I have always vowed never to be a “medal ling mother in-law. And, for the most part, have not been. On the flip side, I have always tried very hard to please and get along with my spouse’s mother. This could be an acceptance issue. Always wanting to make sure I was accepted and to make my spouse happy.
I have had the domineering Mother In-Law, not pretty. Always telling me what to do, and how to do it. Never good enough, never worthy enough. To the point, it did cause a divorce.
And then again, I have had Daughter In-Laws who could care less about anything other than their own opinions or concerns to the point, I was left completely out of the picture, if they had their way. One basically even told me, Grandparents have no rights to discipline or opinions when it comes to their children, even if they are visiting your home. That is where I draw the line.
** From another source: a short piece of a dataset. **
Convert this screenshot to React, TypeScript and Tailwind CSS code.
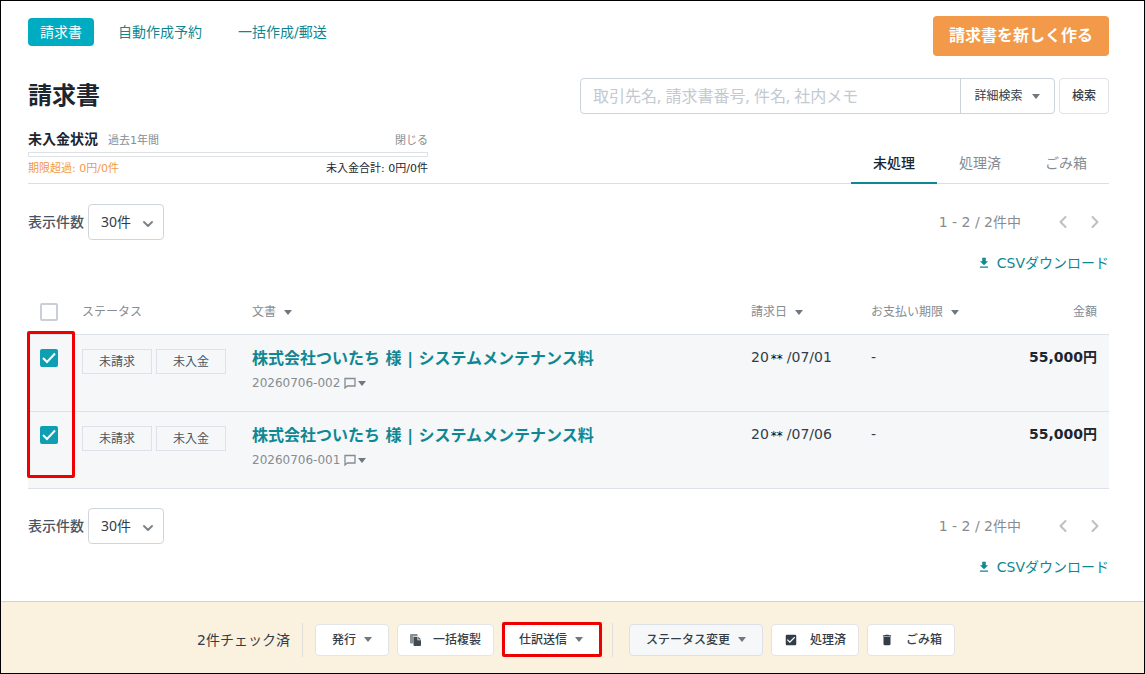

The Line in the sand is called “Respect”. No matter the situation, or the reason. All parties should be respectful of each other, and display such when addressing each other.
If you are visiting the home of your Mother and Father, as the Son and Daughter in-law, you should respect them and respect their wishes when it comes to how you monitor yourselves and your children. Rules are honored and followed. Discipline should be conducted if applicable, and Grandparents should and do have rights in their homes to expect that.
I find in talking to other people who have grandchildren, this is one of the biggest problems they face in their on going relationships with their grown kids.
Seeing your grand-kids getting away with issues you would never allow your kids when they were small. Younger parents tend to be more willing to “let go” of situations or problems rather than take the time to teach or correct. It is the gentle approach, and less aggressive. In some respects I disagree.
Not that I agree with harsh discipline, however, laughing or giving the kids a timeout just does not always cut it.
What some parents fail to realize or understand, if the children are not taught to respect and mind their manners at home, they will not be respectful in others.
And, if they become defensive when others try to correct the children, (Grandparents), then that is being disrespectful of their homes and possessions.
So, with all of the above, we both could use a little more understanding and try harder to be more respectful of each other.
Daughter In-Laws need to be more open to advice and help from their Mother In-Laws, and Mother In-Laws need to be less domineering. Providing Wisdom and examples of what might be of use. And only offering when asked.
Daughter In-laws need to respect others homes and wishes when visiting, keeping their children in toe, and trusting grandparents in their want to help and nurture.
The Stress that is caused when there is tension among the family, can be damaging, and can create serious problems between the Husband and Wife. Both in the children and the parents.
Try to be more compassionate and understanding on both sides, and a happier, healthier relationship will blossom.